Contractbook - shipping what was actually needed
The Situation
After running my own R&D business with a pretty large team, I decided to try something different and join a small startup. But my karma was not ideal - the last backend engineer had already left by the time I joined. Sound familiar? He stayed long enough to walk me through the codebase and hand over the keys, and then I was on my own.
The good news: the codebase was solid. The bad news: it was all running on Heroku.
What I Shipped
I spent the first few days understanding the product, the business model, and what was actually blocking growth. Three things stood out immediately:
Self-service billing.

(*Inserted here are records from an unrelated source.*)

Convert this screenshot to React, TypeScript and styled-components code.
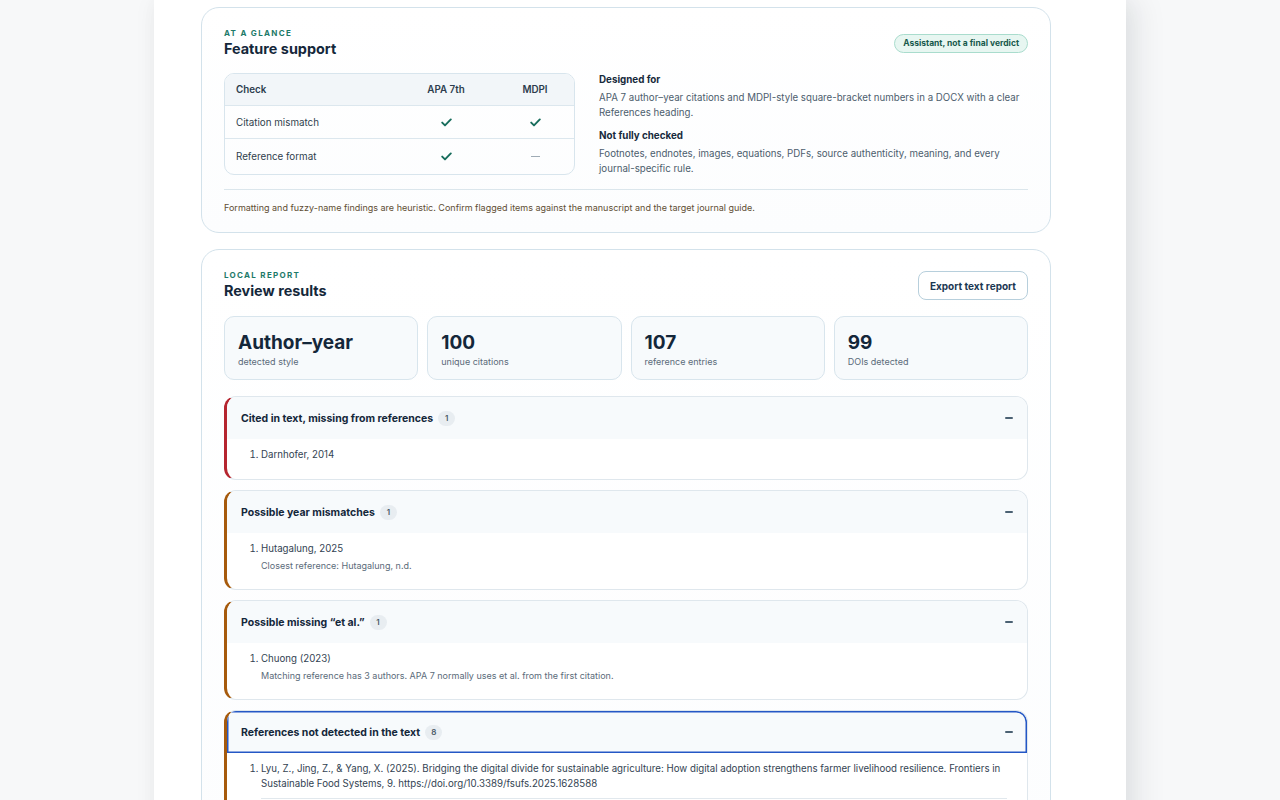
import styled, {createGlobalStyle} from "styled-components";

const GlobalStyle = createGlobalStyle`
    html, body {
        margin: 0;
        padding: 0;
        background: #f7f8f9;
        font-family: Inter, "Noto Sans", "Liberation Sans", sans-serif;
        color: #14273a;
        -webkit-font-smoothing: antialiased;
    }
    * {
        box-sizing: border-box;
    }
`

const Page = styled.div`
    height: 800px;
    overflow: hidden;
`

const Column = styled.main`
    width: 972px;
    min-height: 800px;
    margin-left: 154px;
    background: #fff;
    box-shadow: 0 0 22px rgba(20, 30, 40, 0.05), 14px 0 28px rgba(20, 30, 40, 0.07);
    padding: 7px 0 0 47px;
    display: flex;
    flex-direction: column;
    gap: 16px;
`

const Card = styled.section`
    width: 850px;
    border: 1px solid #d3e2eb;
    border-radius: 18px;
    background: linear-gradient(180deg, #fff 0%, #fcfdfe 100%);
    padding: 19px 22px 18px 22px;
`

const CardHead = styled.div`
    display: flex;
    justify-content: space-between;
    align-items: flex-start;
`

const Eyebrow = styled.div`
    font-size: 8px;
    font-weight: 700;
    letter-spacing: 1.3px;
    text-transform: uppercase;
    color: #1d7a69;
    line-height: 12px;
`

const Title = styled.h2`
    margin: 0;
    font-size: 14.4px;
    font-weight: 700;
    line-height: 20px;
    color: #14273a;
`

const Badge = styled.span`
    margin-top: 7px;
    padding: 3px 8px;
    border-radius: 999px;
    background: #e7f6f1;
    border: 1px solid #a9dccd;
    color: #18594c;
    font-size: 8.5px;
    font-weight: 700;
    line-height: 11px;
`

const Glance = styled.div`
    display: grid;
    grid-template-columns: 351px 1fr;
    gap: 24px;
    margin-top: 14px;
    padding-bottom: 13px;
    border-bottom: 1px solid #dbe6ec;
`

const Table = styled.div`
    border: 1px solid #d8e5ed;
    border-radius: 10px;
    overflow: hidden;
    align-self: start;
`

const Row = styled.div<{ $head?: boolean }>`
    display: grid;
    grid-template-columns: 1fr 100px 78px;
    align-items: center;
    height: ${p => p.$head ? 31 : 33}px;
    padding-left: 11px;
    font-size: 9.8px;
    font-weight: ${p => p.$head ? 600 : 400};
    color: ${p => p.$head ? "#2c3d4d" : "#2f3e4c"};
    background: ${p => p.$head ? "#f2f6f9" : "transparent"};

    & + & {
        border-top: 1px solid #dce7ee;
    }

    &:last-child {
        height: 36px;
    }
`

const Cell = styled.span`
    display: flex;
    justify-content: center;
    align-items: center;
`

const Dash = styled.span`
    width: 9px;
    height: 1px;
    background: #9fabb5;
`

const Notes = styled.div`
    padding-top: 0;
`

const NoteTitle = styled.div`
    font-size: 9.8px;
    font-weight: 700;
    color: #172a3c;
    line-height: 14px;
`

const NoteText = styled.p`
    margin: 3px 0 9px;
    font-size: 9.7px;
    line-height: 15px;
    color: #4c5d6d;

    &:last-child {
        margin-bottom: 0;
    }
`

const Footnote = styled.p`
    margin: 12px 0 0;
    font-size: 9px;
    line-height: 12px;
    color: #5f4e34;
`

const Button = styled.button`
    margin-top: 2px;
    height: 29px;
    padding: 0 11px;
    border-radius: 8px;
    border: 1px solid #b7cfdc;
    background: #fff;
    color: #1b3853;
    font-family: inherit;
    font-size: 10px;
    font-weight: 700;
`

const Stats = styled.div`
    display: grid;
    grid-template-columns: repeat(4, 1fr);
    gap: 9px;
    margin-top: 15px;
`

const Stat = styled.div`
    height: 64px;
    border: 1px solid #d8e5ed;
    border-radius: 10px;
    background: #f7fafc;
    padding: 14px 13px 0;
`

const StatValue = styled.div`
    font-size: 19px;
    font-weight: 700;
    line-height: 24px;
    color: #14273a;
`

const StatLabel = styled.div`
    font-size: 9px;
    color: #5b6b7a;
    line-height: 12px;
    margin-top: 1px;
`

const Findings = styled.div`
    display: flex;
    flex-direction: column;
    gap: 10px;
    margin-top: 16px;
`

const Finding = styled.div<{ $tone: string }>`
    border: 1px solid #dfe7ed;
    border-left: 3px solid ${p => p.$tone};
    border-radius: 12px;
    overflow: hidden;
    background: #fff;
`

const FindingHead = styled.div<{ $focus?: boolean }>`
    display: flex;
    align-items: center;
    gap: 5px;
    height: 42px;
    padding: 0 14px;
    background: #f7fafc;
    font-size: 10.5px;
    font-weight: 700;
    color: #14273a;
    box-shadow: ${p => p.$focus ? "inset 0 0 0 1.5px #2457c5" : "none"};
    border-top-right-radius: 11px;
`

const Count = styled.span`
    min-width: 17px;
    height: 15px;
    padding: 0 5px;
    border-radius: 999px;
    background: #e8edf1;
    color: #4a5a68;
    font-size: 8px;
    font-weight: 600;
    display: inline-flex;
    align-items: center;
    justify-content: center;
`

const Toggle = styled.span`
    margin-left: auto;
    width: 8px;
    height: 1.6px;
    background: #4b6173;
    border-radius: 1px;
`

const Items = styled.ol`
    margin: 0;
    padding: 8px 20px 17px 34px;
    font-size: 9.7px;
    line-height: 15px;
    color: #334352;

    li + li {
        margin-top: 8px;
    }
`

const Item = styled.li<{ $rule?: boolean }>`
    padding-bottom: ${p => p.$rule ? 7 : 0}px;
    border-bottom: ${p => p.$rule ? "1px solid #e1e8ed" : "none"};
`

const Detail = styled.div`
    font-size: 9px;
    color: #5b6b7a;
    line-height: 13px;
    margin-top: 3px;
`

function Check() {
    return <svg width="11" height="9" viewBox="0 0 11 9" fill="none">
        <path d="M1.2 4.6 L4 7.4 L9.8 1.4" stroke="#176d5c" strokeWidth="1.9" strokeLinecap="round" strokeLinejoin="round"/>
    </svg>
}

type Entry = { text: string, detail?: string }

const findings: { title: string, tone: string, count: number, items: Entry[], focus?: boolean }[] = [
    {
        title: "Cited in text, missing from references",
        tone: "#b5252f",
        count: 1,
        items: [{text: "Darnhofer, 2014"}],
    },
    {
        title: "Possible year mismatches",
        tone: "#a65a0c",
        count: 1,
        items: [{text: "Hutagalung, 2025", detail: "Closest reference: Hutagalung, n.d."}],
    },
    {
        title: "Possible missing \u201cet al.\u201d",
        tone: "#a65a0c",
        count: 1,
        items: [{
            text: "Chuong (2023)",
            detail: "Matching reference has 3 authors. APA 7 normally uses et al. from the first citation.",
        }],
    },
    {
        title: "References not detected in the text",
        tone: "#a65a0c",
        count: 8,
        focus: true,
        items: [
            {text: "Lyu, Z., Jing, Z., & Yang, X. (2025). Bridging the digital divide for sustainable agriculture: How digital adoption strengthens farmer livelihood resilience. Frontiers in Sustainable Food Systems, 9. https://doi.org/10.3389/fsufs.2025.1628588"},
            {text: "Mwangi, M., & Kariuki, S. (2015). Factors determining adoption of new agricultural technology by smallholder farmers in developing countries. Journal of Economics and Sustainable Development, 6(5)."},
        ],
    },
]

const stats = [
    {value: "Author\u2013year", label: "detected style"},
    {value: "100", label: "unique citations"},
    {value: "107", label: "reference entries"},
    {value: "99", label: "DOIs detected"},
]

export default function App() {
    return <Page>
        <GlobalStyle/>
        <Column>
            <Card>
                <CardHead>
                    <div>
                        <Eyebrow>At a glance</Eyebrow>
                        <Title>Feature support</Title>
                    </div>
                    <Badge>Assistant, not a final verdict</Badge>
                </CardHead>
                <Glance>
                    <Table>
                        <Row $head>
                            <span>Check</span>
                            <Cell>APA 7th</Cell>
                            <Cell>MDPI</Cell>
                        </Row>
                        <Row>
                            <span>Citation mismatch</span>
                            <Cell><Check/></Cell>
                            <Cell><Check/></Cell>
                        </Row>
                        <Row>
                            <span>Reference format</span>
                            <Cell><Check/></Cell>
                            <Cell><Dash/></Cell>
                        </Row>
                    </Table>
                    <Notes>
                        <NoteTitle>Designed for</NoteTitle>
                        <NoteText>APA 7 author–year citations and MDPI-style square-bracket numbers in a DOCX with a clear References heading.</NoteText>
                        <NoteTitle>Not fully checked</NoteTitle>
                        <NoteText>Footnotes, endnotes, images, equations, PDFs, source authenticity, meaning, and every journal-specific rule.</NoteText>
                    </Notes>
                </Glance>
                <Footnote>Formatting and fuzzy-name findings are heuristic. Confirm flagged items against the manuscript and the target journal guide.</Footnote>
            </Card>

            <Card>
                <CardHead>
                    <div>
                        <Eyebrow>Local report</Eyebrow>
                        <Title>Review results</Title>
                    </div>
                    <Button>Export text report</Button>
                </CardHead>
                <Stats>
                    {stats.map(s => <Stat key={s.label}>
                        <StatValue>{s.value}</StatValue>
                        <StatLabel>{s.label}</StatLabel>
                    </Stat>)}
                </Stats>
                <Findings>
                    {findings.map(f => <Finding key={f.title} $tone={f.tone}>
                        <FindingHead $focus={f.focus}>
                            {f.title}
                            <Count>{f.count}</Count>
                            <Toggle/>
                        </FindingHead>
                        <Items>
                            {f.items.map((it, i) => <Item key={i} $rule={f.items.length > 1}>
                                {it.text}
                                {it.detail && <Detail>{it.detail}</Detail>}
                            </Item>)}
                        </Items>
                    </Finding>)}
                </Findings>
            </Card>
        </Column>
    </Page>
}
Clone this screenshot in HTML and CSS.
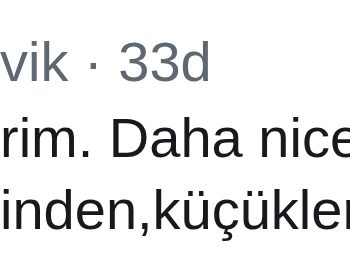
FILE: index.html
```html
<!DOCTYPE html>
<html>
<head>
<meta charset="utf-8">
<link rel="stylesheet" href="styles.css">
</head>
<body>
<div class="tweet">
  <div class="meta"><span class="handle">vik</span> <span class="dot">·</span> <span class="time">33d</span></div>
  <div class="text">
    <div class="line">rim. Daha nice</div>
    <div class="line">inden,küçüklerin</div>
  </div>
</div>
</body>
</html>
```
FILE: styles.css
```css
html, body {
  margin: 0;
  padding: 0;
  background: #ffffff;
}
.tweet {
  width: 350px;
  height: 262px;
  overflow: hidden;
  font-family: "Liberation Sans", Arial, sans-serif;
  font-size: 56px;
  line-height: 72px;
}
.meta {
  padding-top: 26px;
  color: #5f6872;
  white-space: nowrap;
}
.text {
  margin-top: 4px;
  color: #17191c;
}
.line {
  white-space: nowrap;
}
```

The business was growing but couldn’t scale revenue without a proper billing system. I built one that let customers manage their own subscriptions, upgrades, and payments without needing sales or support to hand-hold them through it. The product was already really simple to use.
B2B API. Enterprise customers needed integrations. No API meant no enterprise deals. I built an API platform that opened that door.
CRM and marketing pipeline. The business team was flying blind - no proper data on user behavior, no way to track the funnel, no tooling to make informed decisions. I wired up the analytics and CRM integrations so they could actually see what was happening and act on it.
What I Learned
Sometimes a short engagement teaches you more than a long one. I was at Contractbook for about nine months, but it reinforced something I keep seeing: the biggest blocker to growth is rarely the code - it’s the missing pieces around it. Billing, APIs, data pipelines, infrastructure, ops and sales teams that can actually scale. The unglamorous stuff that lets a business go from “promising startup” to “real company” (they’re Series B now, with Microsoft as one of the investors).